→ **The task**
Omit pictures and quote the listing below line by line, from its start through the line that holds "import clsx from".
··· Supplied material ···
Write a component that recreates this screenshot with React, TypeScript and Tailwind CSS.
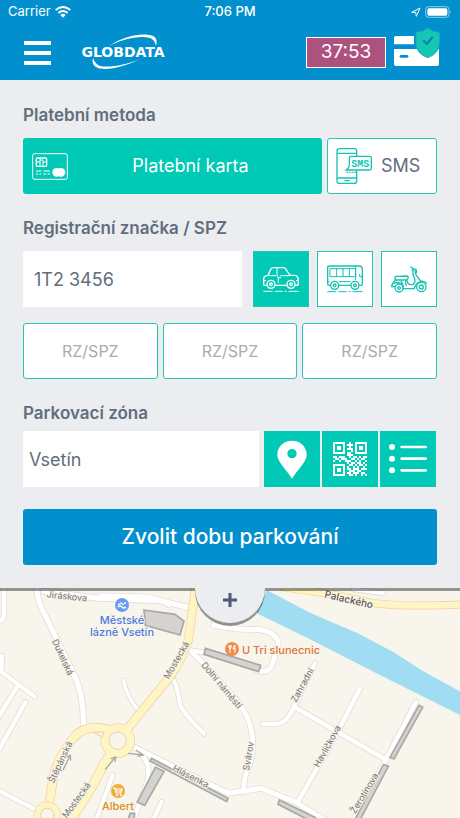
import React, { useState } from "react";
import clsx from "clsx";

const streets = [
  { d: "M-10 128 L6 120 Q14 112 12 90 V20", w: 14 },
  { d: "M110 20 Q112 65 130 95 L225 290 Q252 350 250 432", w: 16 },
  { d: "M130 34 L300 55 L480 62 L575 85", w: 16 },
  { d: "M300 45 L420 48 Q480 50 505 76", w: 10 },
  { d: "M6 228 L4 275 L105 350", w: 13 },
  { d: "M52 320 L-10 420", w: 13 },
  { d: "M76 367 L-6 515", w: 13 },
  { d: "M-10 628 L60 665 L110 690", w: 13 },
  { d: "M370 300 Q380 350 418 395", w: 11 },
  { d: "M515 290 Q535 320 540 375 Q555 405 612 461", w: 13 },
  { d: "M565 210 L600 215 L640 222", w: 12 },
  { d: "M575 215 Q600 240 690 338 Q750 400 757 470 Q760 530 742 570 Q730 600 731 635", w: 15 },
  { d: "M400 500 L520 560 L685 640 L784 625 L890 668 L975 720", w: 15 },
  { d: "M430 530 Q455 560 440 610 L400 720", w: 14 },
  { d: "M338 585 L285 730", w: 13 },
  { d: "M485 665 L455 730", w: 13 },
  { d: "M640 135 Q700 150 770 148 Q830 155 835 190 Q825 235 812 262 Q800 280 770 272", w: 15 },
  { d: "M945 250 L882 380 Q860 430 830 432 H788", w: 13 },
  { d: "M882 380 L1155 538", w: 14 },
  { d: "M1080 325 L1008 465 L892 668", w: 14 },
  { d: "M1248 366 L1155 545 L1060 720", w: 14 },
  { d: "M1060 28 L1150 40", w: 12 },
];

const mainRoads = [
  { d: "M588 15 L565 180 Q545 240 510 290 L400 425 L355 480", w: 23 },
  { d: "M350 458 Q260 420 215 480 Q170 540 160 590 L145 690", w: 24 },
  { d: "M355 490 L310 555 Q280 620 205 730", w: 26 },
  { d: "M850 22 Q1000 40 1110 68 Q1210 82 1390 73", w: 20 },
];

const buildings = [
  "M432 90 L525 103 L552 123 L540 165 L436 136 Z",
  "M616 205 L782 256 L776 275 L612 223 Z",
  "M466 562 L492 574 L434 676 L412 666 Z",
  "M455 535 L684 655 L680 665 L450 543 Z",
  "M838 660 L945 712 L930 722 L834 673 Z",
  "M1257 376 L1268 382 L1182 537 L1170 532 Z",
  "M1150 554 L1165 559 L1080 720 L1064 720 Z",
  "M390 700 L404 700 L402 720 L384 720 Z",
];

const streetNames = [
  { name: "Jiráskova", x: 67, y: 8, rotate: 6 },
  { name: "Dukelská", x: 63, y: 69, rotate: 65 },
  { name: "Mostecká", x: 176, y: 72, rotate: -60 },
  { name: "Dolní náměstí", x: 222, y: 97, rotate: 50 },
  { name: "Štěpánská", x: 60, y: 174, rotate: -65 },
  { name: "Mostecká", x: 76, y: 212, rotate: -54 },
  { name: "Hlásenka", x: 191, y: 188, rotate: 27 },
  { name: "Svárov", x: 248, y: 168, rotate: -80 },
  { name: "Zahradní", x: 302, y: 97, rotate: -61 },
  { name: "Havlíčkova", x: 327, y: 158, rotate: -61 },
  { name: "Žerotínova", x: 364, y: 205, rotate: -59 },
];

const Roads = ({ items, edge, fill }: { items: typeof streets; edge: string; fill: string }) => (
  <g fill="none" strokeLinecap="round" strokeLinejoin="round">
    {items.map((r) => (
      <path key={r.d} d={r.d} stroke={edge} strokeWidth={r.w + 4} />
    ))}
    {items.map((r) => (
      <path key={r.d} d={r.d} stroke={fill} strokeWidth={r.w} />
    ))}
  </g>
);

const CityMap = () => (
  <svg
    viewBox="0 0 460 230"
    preserveAspectRatio="xMidYMin slice"
    className="min-h-[230px] w-full flex-1 bg-[#f8f5ed] font-['Inter','Noto_Sans',sans-serif]"
    role="img"
    aria-label="Mapa"
  >
    <g transform="translate(0 -8) scale(0.33333)">
      <path
        d="M800 30 L930 98 L1070 158 L1180 216 L1270 274 L1390 340 V410 L1230 330 L1110 270 L930 178 L770 100 Z"
        fill="#a0dcf2"
      />
      <Roads items={streets} edge="#dcd9d2" fill="#ffffff" />
      <circle cx="353" cy="482" r="52" fill="#f7cc9b" />
      <Roads items={mainRoads} edge="#f7cc9b" fill="#fdf5c4" />
      <circle cx="353" cy="482" r="50" fill="#fdf5c4" />
      <circle cx="353" cy="482" r="26" fill="#f8f5ed" stroke="#f3cda5" strokeWidth="3" />
      <path d="M278 457 L312 456 L308 470 Z" fill="#f8f5ed" stroke="#f3cda5" strokeWidth="3" />
      <circle cx="142" cy="705" r="40" fill="#fdf5c4" stroke="#f7cc9b" strokeWidth="2" />
      <circle cx="142" cy="705" r="20" fill="#f8f5ed" stroke="#f3cda5" strokeWidth="3" />
      <g fill="#d5d3cf" stroke="#a9a8a5" strokeWidth="5">
        {buildings.map((d) => (
          <path key={d} d={d} />
        ))}
      </g>
      <g fill="none" stroke="#aaa9a5" strokeWidth="4">
        <path d="M188 572 L210 528 M200 532 L211 526 L212 542" />
        <path d="M316 568 L346 532 M332 536 L347 531 L345 546" />
        <path d="M384 520 L430 525 M408 510 L430 525 L412 529" />
      </g>
    </g>

    <g
      textAnchor="middle"
      dominantBaseline="central"
      stroke="#f8f5ed"
      strokeWidth="2"
      strokeLinejoin="round"
      paintOrder="stroke"
      className="text-[9px]"
      fill="#77736e"
    >
      {streetNames.map((s) => (
        <text key={s.name + s.x} transform={`translate(${s.x} ${s.y}) rotate(${s.rotate})`}>
          {s.name}
        </text>
      ))}
      <text transform="translate(349 11) rotate(13)" className="text-[10px] font-medium" fill="#5a5753">
        Palackého
      </text>
      <g className="text-[11px] font-medium">
        <g fill="#4f7bdc">
          <text x="122" y="32">Městské</text>
          <text x="122" y="44">lázně Vsetín</text>
        </g>
        <text x="281" y="62" fill="#e0743a">U Tri slunecnic</text>
        <text x="118" y="218" fill="#d98c28">Albert</text>
      </g>
    </g>

    <circle cx="122" cy="17" r="7" fill="#699cf0" />
    <path d="M118 17 l3 -2 l3 2 M118 19 q2 -2 4 0 t4 0" fill="none" stroke="#fff" strokeWidth="1.3" />
    <circle cx="125" cy="15" r="1" fill="#fff" />
    <circle cx="232" cy="61" r="7" fill="#f18b4b" />
    <path d="M229 57 v3 q1 1 2 0 v-3 M230 57 v8 M235 65 v-8 q-2 1 -2 4 h2" fill="none" stroke="#fff" strokeWidth="1" />
    <circle cx="118" cy="203" r="7" fill="#f3ac37" />
    <path d="M113 200 h2 l1 5 h5 l1 -4 h-7 M116 203 h5" fill="none" stroke="#fff" strokeWidth="1.2" />
    <circle cx="117" cy="207" r="1" fill="#fff" />
    <circle cx="121" cy="207" r="1" fill="#fff" />
  </svg>
);

const Logo = () => (
  <svg viewBox="0 0 84 36" className="ml-[30px] h-9 w-[84px]" role="img" aria-label="Globdata">
    <path d="M28 12 C42 2 62 -2 72 2 Q77 4 75 12 Q74 6 69 4 C58 1 42 5 28 12 Z" fill="#fff" />
    <path d="M59 25 C46 32 26 37 17 34 Q10 31 12 24 Q14 30 19 32 C29 34 45 31 59 25 Z" fill="#fff" />
    <text
      x="42"
      y="23"
      textAnchor="middle"
      fill="#fff"
      className="font-['DejaVu_Sans',sans-serif] text-[14px] font-bold"
    >
      GLOBDATA
    </text>
  </svg>
);

const StatusBar = () => (
  <div className="grid h-6 grid-cols-3 items-center px-2 text-[13px]">
    <div className="flex items-center gap-1">
      <span>Carrier</span>
      <svg viewBox="0 0 48 36" className="h-3 w-4" fill="none" stroke="#fff" strokeWidth="6">
        <path d="M2 12 Q24 -6 46 12" />
        <path d="M10 21 Q24 9 38 21" />
        <path d="M16 27 Q24 20 32 27 L24 35 Z" fill="#fff" stroke="none" />
      </svg>
    </div>
    <span className="text-center font-medium">7:06 PM</span>
    <div className="flex items-center justify-end gap-1">
      <svg viewBox="0 0 30 30" className="size-[10px]" fill="none" stroke="#fff" strokeWidth="3">
        <path d="M2 16 L27 3 L16 28 L14 16 Z" strokeLinejoin="round" />
      </svg>
      <svg viewBox="0 0 81 36" className="h-3 w-[27px]">
        <rect x="2" y="2" width="70" height="32" rx="9" fill="none" stroke="#8fcbe9" strokeWidth="3" />
        <rect x="7" y="7" width="60" height="22" rx="5" fill="#fff" />
        <path d="M76 13 Q81 18 76 23 Z" fill="#8fcbe9" />
      </svg>
    </div>
  </div>
);

const ShieldCard = () => (
  <svg viewBox="0 0 138 117" className="h-[39px] w-[46px]">
    <rect x="0" y="24" width="135" height="90" rx="6" fill="#fff" />
    <path d="M0 49 H135 V63 H0 Z" fill="#018fce" />
    <path d="M60 20 H70 V60 H60 Z" fill="#018fce" />
    <path
      d="M101 0 Q114 12 136 13 V46 Q136 76 101 89 Q66 76 66 46 V13 Q88 12 101 0 Z"
      fill="#15c6b4"
      stroke="#14a9c0"
      strokeWidth="3"
    />
    <path d="M88 37 L98 48 L116 27" fill="none" stroke="#0284b0" strokeWidth="6" />
    <rect x="17" y="81" width="26" height="8" rx="4" fill="#018fce" />
  </svg>
);

const CardIcon = () => (
  <svg viewBox="0 0 108 81" className="h-[27px] w-9" fill="none" stroke="#fff" strokeWidth="3">
    <rect x="2" y="2" width="104" height="77" rx="6" />
    <rect x="13" y="15" width="31" height="25" rx="3" strokeWidth="4" />
    <path d="M13 27 H24 M33 27 H44 M24 15 V40 M33 22 V40 M24 21 H33" strokeWidth="3" />
    <path d="M12 54 H28 M34 54 H54" />
    <path d="M12 63 H18 M22 63 H28 M34 63 H42 M46 63 H54" />
    <circle cx="74" cy="58" r="13" fill="#fff" stroke="none" />
    <circle cx="87" cy="58" r="13" fill="#fff" stroke="none" />
  </svg>
);

const SmsIcon = () => (
  <svg viewBox="0 0 108 108" className="size-9" fill="none" stroke="#15c3b1" strokeWidth="4">
    <rect x="3" y="2" width="59" height="104" rx="8" />
    <path d="M3 16 H62 M3 90 H62 M25 98 H41" />
    <path d="M45 25 H101 Q106 25 106 30 V61 Q106 66 101 66 H31 Q40 60 40 52 V30 Q40 25 45 25 Z" fill="#fff" />
    <path d="M31 73 H60" strokeDasharray="5 3" />
    <text
      x="73"
      y="56"
      textAnchor="middle"
      fill="#15c3b1"
      stroke="none"
      fontSize="30"
      className="font-['Liberation_Mono',monospace] font-bold"
    >
      SMS
    </text>
  </svg>
);

const CarIcon = () => (
  <svg viewBox="0 0 108 81" className="h-[27px] w-9" fill="none" stroke="currentColor" strokeWidth="4" strokeLinecap="round">
    <path d="M11 58 H4 Q2 58 2 53 V38 Q2 32 8 30 L16 27 L22 12 Q25 5 32 5 H60 Q66 5 69 10 L81 28 H96 Q106 30 106 42 V53 Q106 58 100 58 H97 M38 58 H70" />
    <path d="M17 29 H38 M52 29 H81 M42 6 V26 L46 36 V50 M48 35 H53 M2 44 H8 M100 44 H106" strokeWidth="3" />
    <circle cx="24" cy="55" r="12" />
    <circle cx="24" cy="55" r="4" />
    <circle cx="84" cy="55" r="12" />
    <circle cx="84" cy="55" r="4" />
    <path d="M2 76 H28 M37 76 H58 M66 76 H70 M78 76 H106" strokeWidth="3" />
  </svg>
);

const BusIcon = () => (
  <svg viewBox="0 0 108 84" className="h-7 w-9" fill="none" stroke="currentColor" strokeWidth="4" strokeLinecap="round">
    <path d="M10 61 H6 Q2 61 2 57 V8 Q2 3 8 3 H96 Q106 3 106 14 V57 Q106 61 102 61 H97 M37 61 H70" />
    <path d="M10 11 H86 V35 H10 Z M29 11 V35 M48 11 V35 M67 11 V35 M86 3 V44 M98 28 V35 H106" strokeWidth="3" />
    <path d="M2 50 H6 M37 50 H70" strokeWidth="3" />
    <circle cx="23" cy="61" r="12" fill="#fff" />
    <circle cx="23" cy="61" r="4" />
    <circle cx="84" cy="61" r="12" fill="#fff" />
    <circle cx="84" cy="61" r="4" />
    <path d="M2 80 H26 M36 80 H58 M66 80 H70 M78 80 H106" strokeWidth="3" />
  </svg>
);

const ScooterIcon = () => (
  <svg viewBox="0 0 108 81" className="h-[27px] w-9" fill="none" stroke="currentColor" strokeWidth="4" strokeLinecap="round" strokeLinejoin="round">
    <path d="M12 34 Q14 30 22 31 L48 30 Q54 32 50 38 L46 42 H16 Q10 40 12 34 Z" />
    <path d="M14 42 Q3 50 2 62 H12 M36 64 Q38 54 30 46 M46 42 Q42 50 46 58 M36 68 H70 Q74 50 90 46 L76 28 Q72 20 72 12" />
    <path d="M66 12 V26 Q72 36 72 46 Q70 56 60 56 Q50 56 48 44" />
    <path d="M60 3 L66 8 L64 14 M66 8 L74 10 Q78 14 76 20 M90 46 Q102 44 106 52" />
    <path d="M10 52 Q18 46 32 54" />
    <circle cx="24" cy="66" r="12" />
    <circle cx="24" cy="66" r="4" />
    <circle cx="91" cy="63" r="14" />
    <circle cx="91" cy="63" r="6" />
  </svg>
);

const PinIcon = () => (
  <svg viewBox="0 0 90 117" className="h-[39px] w-[30px]">
    <path
      fillRule="evenodd"
      d="M45 2 C20 2 1 20 1 44 C1 66 28 88 45 116 C62 88 89 66 89 44 C89 20 70 2 45 2 Z M45 27 A14 14 0 1 1 45 55 A14 14 0 1 1 45 27 Z"
      fill="#fff"
    />
  </svg>
);

const qrRows = [
  "11111100100111111",
  "10000101110100001",
  "10110100100101101",
  "10110101110101101",
  "10000100010100001",
  "11111101100111111",
  "00000001110000000",
  "11011100101101011",
  "01101110011010110",
  "10010011100101001",
  "00000001011011010",
  "11111100110101101",
  "10000101001010010",
  "10110101101110111",
  "10110100111011000",
  "10000101101110110",
  "11111100110100101",
];

const QrIcon = () => (
  <svg viewBox="0 0 17 17" className="size-[34px]" shapeRendering="crispEdges" fill="#fff">
    {qrRows.map((row, y) =>
      row.split("").map((cell, x) => cell === "1" && <rect key={`${x}-${y}`} x={x} y={y} width="1" height="1" />)
    )}
  </svg>
);

const ListIcon = () => (
  <svg viewBox="0 0 114 90" className="h-[30px] w-[38px]" stroke="#fff" strokeWidth="8" strokeLinecap="round">
    {[9, 44, 79].map((y) => (
      <g key={y}>
        <circle cx="9" cy={y} r="9" fill="#fff" stroke="none" />
        <path d={`M38 ${y} H110`} />
      </g>
    ))}
  </svg>
);

const vehicles = [
  { id: "car", label: "Auto", Icon: CarIcon },
  { id: "bus", label: "Autobus", Icon: BusIcon },
  { id: "scooter", label: "Skútr", Icon: ScooterIcon },
];

const zoneTools = [
  { label: "Najít na mapě", Icon: PinIcon },
  { label: "Naskenovat QR kód", Icon: QrIcon },
  { label: "Seznam zón", Icon: ListIcon },
];

const App = () => {
  const [vehicle, setVehicle] = useState("car");
  const [plate, setPlate] = useState("1T2 3456");
  const [zone, setZone] = useState("Vsetín");

  return (
    <div className="flex min-h-screen flex-col bg-[#ebedf1] font-['Inter','Noto_Sans',sans-serif] text-[#626d7d]">
      <header className="bg-[#018fce] text-white">
        <StatusBar />
        <div className="flex h-14 items-center pr-5 pl-6">
          <button type="button" aria-label="Menu" className="flex flex-col gap-[6px] pt-[2px]">
            <span className="h-1 w-[27px] bg-white" />
            <span className="h-1 w-[27px] bg-white" />
            <span className="h-1 w-[27px] bg-white" />
          </button>
          <Logo />
          <div className="ml-auto flex items-center gap-2">
            <div className="flex h-[31px] w-20 items-center justify-center border border-white bg-[#ad527e] text-[19px]">
              37:53
            </div>
            <button type="button" aria-label="Platební karta ověřena" className="pb-[10px]">
              <ShieldCard />
            </button>
          </div>
        </div>
      </header>

      <main className="relative z-10 bg-[#ebedf1] px-[23px] pt-[23px] pb-[23px] drop-shadow-[0_3px_0_rgba(0,0,0,0.4)]">
        <h2 className="mb-[11px] text-[17px] leading-6 font-semibold">Platební metoda</h2>
        <div className="flex gap-[5px]">
          <button type="button" className="flex h-14 flex-1 items-center rounded-[3px] bg-[#00c9b5] px-[9px] text-lg text-white">
            <CardIcon />
            <span className="flex-1 text-center">Platební karta</span>
          </button>
          <button
            type="button"
            className="flex h-14 w-[110px] items-center gap-[9px] rounded-[3px] border border-[#2cc5b5] bg-white pl-2 text-lg"
          >
            <SmsIcon />
            SMS
          </button>
        </div>

        <label htmlFor="plate" className="mt-[22px] mb-[11px] block text-[17px] leading-6 font-semibold">
          Registrační značka / SPZ
        </label>
        <div className="flex">
          <input
            id="plate"
            value={plate}
            onChange={(e) => setPlate(e.target.value)}
            className="mr-[11px] h-14 min-w-0 flex-1 bg-white px-[11px] text-lg outline-none"
          />
          <div className="flex gap-2">
            {vehicles.map(({ id, label, Icon }) => (
              <button
                key={id}
                type="button"
                aria-label={label}
                onClick={() => setVehicle(id)}
                className={clsx(
                  "flex size-14 items-center justify-center border border-[#1ac6b5]",
                  vehicle === id ? "bg-[#00c9b5] text-white" : "bg-white text-[#15c3b1]"
                )}
              >
                <Icon />
              </button>
            ))}
          </div>
        </div>

        <div className="mt-4 grid grid-cols-3 gap-[5px]">
          {[1, 2, 3].map((n) => (
            <input
              key={n}
              aria-label={`RZ/SPZ ${n}`}
              placeholder="RZ/SPZ"
              className="h-14 w-full rounded-[3px] border border-[#2cc5b5] bg-white text-center text-base outline-none placeholder:text-[#acacac]"
            />
          ))}
        </div>

        <label htmlFor="zone" className="mt-[22px] mb-[6px] block text-[17px] leading-6 font-semibold">
          Parkovací zóna
        </label>
        <div className="flex">
          <input
            id="zone"
            value={zone}
            onChange={(e) => setZone(e.target.value)}
            className="mr-[5px] h-14 min-w-0 flex-1 bg-white px-[6px] text-lg outline-none"
          />
          <div className="flex gap-[2px] pr-[1px]">
            {zoneTools.map(({ label, Icon }) => (
              <button key={label} type="button" aria-label={label} className="flex size-14 items-center justify-center bg-[#00c9b5]">
                <Icon />
              </button>
            ))}
          </div>
        </div>

        <button type="button" className="mt-[22px] h-14 w-full rounded-[3px] bg-[#018fce] text-[21px] font-medium text-white">
          Zvolit dobu parkování
        </button>

        {/* pull-down tab hanging over the map */}
        <button
          type="button"
          aria-label="Rozbalit"
          className="absolute top-full left-1/2 flex h-[35px] w-[70px] -translate-x-1/2 justify-center rounded-b-full bg-[#ebedf1] pt-[5px]"
        >
          <svg viewBox="0 0 14 14" className="size-[14px]" stroke="#4d5878" strokeWidth="3">
            <path d="M7 0 V14 M0 7 H14" />
          </svg>
        </button>
      </main>

      <CityMap />
    </div>
  );
};

export default App;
···
→ **The completed task**
Write a component that recreates this screenshot with React, TypeScript and Tailwind CSS.
import React, { useState } from "react";
import clsx from "clsx";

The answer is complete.